The most basic pattern is this::
outline.draw(pen) # 'outline' draws itself onto 'pen'
Pens can be used to render outlines to the screen, but also to construct
new outlines. Eg. an outline object can be both a drawable object (it has a
draw() method) as well as a pen itself: you *build* an outline using pen
methods.
The AbstractPen class defines the Pen protocol. It implements almost
nothing (only no-op closePath() and endPath() methods), but is useful
for documentation purposes. Subclassing it basically tells the reader:
"this class implements the Pen protocol.". An examples of an AbstractPen
subclass is :py:class:`fontTools.pens.transformPen.TransformPen`.
The BasePen class is a base implementation useful for pens that actually
draw (for example a pen renders outlines using a native graphics engine).

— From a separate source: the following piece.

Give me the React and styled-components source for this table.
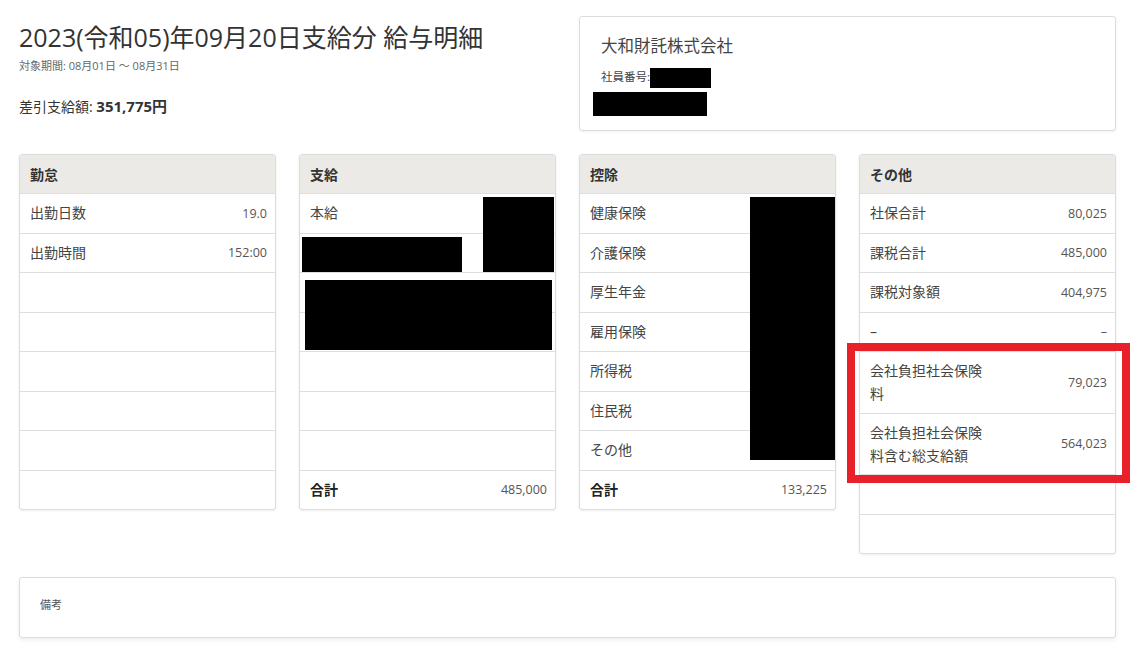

BasePen contains a lot of base functionality, making it very easy to build
a pen that fully conforms to the pen protocol. Note that if you subclass
BasePen, you *don't* override moveTo(), lineTo(), etc., but _moveTo(),
_lineTo(), etc. See the BasePen doc string for details. Examples of
BasePen subclasses are fontTools.pens.boundsPen.BoundsPen and
fontTools.pens.cocoaPen.CocoaPen.
Coordinates are usually expressed as (x, y) tuples, but generally any
sequence of length 2 will do.
"""
from typing import Tuple, Dict
from fontTools.misc.loggingTools import LogMixin
from fontTools.misc.transform import DecomposedTransform
__all__ = [
"AbstractPen",
"NullPen",
"BasePen",
"PenError",
"decomposeSuperBezierSegment",
"decomposeQuadraticSegment",
]
class PenError(Exception):
"""Represents an error during penning."""
class OpenContourError(PenError):
pass
class AbstractPen:
def moveTo(self, pt: Tuple[float, float]) -> None:
"""Begin a new sub path, set the current point to 'pt'. You must
end each sub path with a call to pen.closePath() or pen.endPath().
"""
raise NotImplementedError
def lineTo(self, pt: Tuple[float, float]) -> None:
"""Draw a straight line from the current point to 'pt'."""
raise NotImplementedError
def curveTo(self, *points: Tuple[float, float]) -> None:
"""Draw a cubic bezier with an arbitrary number of control points.
The last point specified is on-curve, all others are off-curve
(control) points. If the number of control points is > 2, the
segment is split into multiple bezier segments. This works
like this:
Let n be the number of control points (which is the number of
arguments to this call minus 1). If n==2, a plain vanilla cubic
bezier is drawn. If n==1, we fall back to a quadratic segment and
if n==0 we draw a straight line. It gets interesting when n>2:
n-1 PostScript-style cubic segments will be drawn as if it were
one curve. See decomposeSuperBezierSegment().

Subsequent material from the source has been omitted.